Still, rather than merge or work together with the ABL, the WNBA just watched it die (and, no doubt, did whatever it could to hasten the death) because those involved in the WNBA were convinced they had the right plan and that they didn’t need anything from the ABL but its players.
Since the original ownership model called for NBA teams to own WNBA franchises, the people who were involved in trying to make the ABL work obviously weren’t involved with the launch of the WNBA. Because they were competitors.
And when you think about that, it’s a shame. The NBA had far, far greater capital to launch a women’s league, but the ABL had a greater percentage of people involved who really loved women’s basketball.
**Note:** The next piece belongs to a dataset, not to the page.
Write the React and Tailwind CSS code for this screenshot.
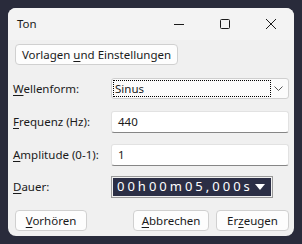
import React from "react";

const U = ({ children }) => <span className="underline underline-offset-2">{children}</span>;

function Btn({ children, className = "" }) {
  return (
    <div
      className={
        "flex items-center justify-center h-[21px] rounded-[4px] border border-[#d0d0d0] bg-[#fdfdfd] text-[11.5px] text-[#1a1a1a] " +
        className
      }
    >
      {children}
    </div>
  );
}

function TextBox({ value }) {
  return (
    <div className="w-[178px] h-[22px] rounded-[3px] border border-[#e2e2e2] border-b-[#868686] bg-white flex items-center pl-[6px] text-[11.5px] text-[#1a1a1a]">
      {value}
    </div>
  );
}

export default function App() {
  return (
    <div
      className="w-[302px] h-[244px] bg-[#292b3b] p-[8px]"
      style={{ fontFamily: '"Noto Sans", "Open Sans", sans-serif' }}
    >
      <div className="w-[286px] h-[228px] rounded-[8px] bg-[#f0f0f0] flex flex-col overflow-hidden">
        {/* Title bar */}
        <div className="h-[32px] bg-[#f3f3f3] flex items-center">
          <span className="ml-[9px] text-[11.5px] text-[#1a1a1a]">Ton</span>
          <div className="ml-auto flex items-center h-full">
            <div className="w-[46px] h-full flex items-center justify-center">
              <svg width="10" height="10" viewBox="0 0 10 10">
                <line x1="0" y1="5.5" x2="10" y2="5.5" stroke="#1a1a1a" strokeWidth="1" />
              </svg>
            </div>
            <div className="w-[46px] h-full flex items-center justify-center">
              <svg width="10" height="10" viewBox="0 0 10 10">
                <rect x="0.5" y="0.5" width="9" height="9" rx="1" fill="none" stroke="#1a1a1a" strokeWidth="1" />
              </svg>
            </div>
            <div className="w-[46px] h-full flex items-center justify-center">
              <svg width="10" height="10" viewBox="0 0 10 10">
                <path d="M0 0 L10 10 M10 0 L0 10" stroke="#1a1a1a" strokeWidth="1" />
              </svg>
            </div>
          </div>
        </div>

        {/* Body */}
        <div className="flex flex-col pl-[5px] pr-[5px]">
          <Btn className="mt-[4px] ml-[2px] w-[163px] h-[20px]">
            <span>
              Vorlagen <U>u</U>nd Einstellungen
            </span>
          </Btn>

          {/* Wellenform */}
          <div className="mt-[13px] flex items-center h-[21px]">
            <span className="w-[98px] text-[11.5px] text-[#1a1a1a]">
              <U>W</U>ellenform:
            </span>
            <div className="w-[178px] h-[21px] rounded-[3px] border border-[#cfcfcf] bg-[#fbfbfb] flex items-center relative">
              <div className="ml-[1px] w-[158px] h-[17px] border border-dotted border-black flex items-center pl-[1px] text-[11.5px] text-[#1a1a1a]">
                Sinus
              </div>
              <svg className="ml-auto mr-[5px]" width="9" height="6" viewBox="0 0 9 6">
                <path d="M0.5 0.5 L4.5 4.5 L8.5 0.5" fill="none" stroke="#555" strokeWidth="1" />
              </svg>
            </div>
          </div>

          {/* Frequenz */}
          <div className="mt-[12px] flex items-center">
            <span className="w-[98px] text-[11.5px] text-[#1a1a1a]">
              <U>F</U>requenz (Hz):
            </span>
            <TextBox value="440" />
          </div>

          {/* Amplitude */}
          <div className="mt-[11px] flex items-center">
            <span className="w-[98px] text-[11.5px] text-[#1a1a1a]">
              <U>A</U>mplitude (0-1):
            </span>
            <TextBox value="1" />
          </div>

          {/* Dauer */}
          <div className="mt-[10px] flex items-center">
            <span className="w-[98px] text-[11.5px] text-[#1a1a1a]">
              <U>D</U>auer:
            </span>
            <div className="w-[162px] h-[22px] border border-[#9a9a9a] p-[1px] bg-[#f0f0f0]">
              <div className="w-full h-full bg-[#2b2e45] flex items-center pl-[4px] text-[13px] text-white">
                <span className="tracking-[3px]">00h00m05,000s</span>
                <svg className="ml-[2px]" width="10" height="6" viewBox="0 0 10 6">
                  <path d="M0 0 L10 0 L5 6 Z" fill="#ffffff" />
                </svg>
              </div>
            </div>
          </div>

          {/* Bottom buttons */}
          <div className="mt-[12px] flex items-center">
            <Btn className="ml-[2px] w-[72px] h-[21px]">
              <span>
                <U>V</U>orhören
              </span>
            </Btn>
            <Btn className="ml-[46px] w-[76px] h-[21px]">
              <span>
                <U>A</U>bbrechen
              </span>
            </Btn>
            <Btn className="ml-[7px] w-[73px] h-[21px]">
              <span>
                Er<U>z</U>eugen
              </span>
            </Btn>
          </div>
        </div>
      </div>
    </div>
  );
}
If both had worked together, with the ABL giving up on the idea of the season being in the “traditional” winter months and the WNBA opting to include non-NBA owners from the start, maybe the synergy would have helped the WNBA avoid some of its mistakes and failed franchises.
I always believed the WNBA was the preferred league to survive because it had, among many advantages, more cash, more sponsorship ties and a more identifiable brand name. And I always agreed with the need to play in the summer months. But I also thought there was at least some arrogance or hubris involved in regard to how those launching the WNBA saw the ABL.
As if it were just an inferior predecessor that barely beat the WNBA into business, an annoying pest that was surely bound to fail and needed to just “get out of the way” to let the WNBA take over. But the WNBA should have understood that the ABL actually was worthy of more than just a deathwatch.
Now, to be fair, those involved in the ABL perhaps were just as resistant to being absorbed into the WNBA. I remember at the time that you could never be sure who was posturing and who wasn’t, and it’s not that much clearer in retrospect. But …
As the WNBA continues to gain more independent owners and lose those involved in the NBA, I can’t help but think these independent folks seem more like they have an “ABL” mindset. And that a decade ago, there was a missed opportunity for real collaboration between the ABL and WNBA that could have paid some long-range dividends.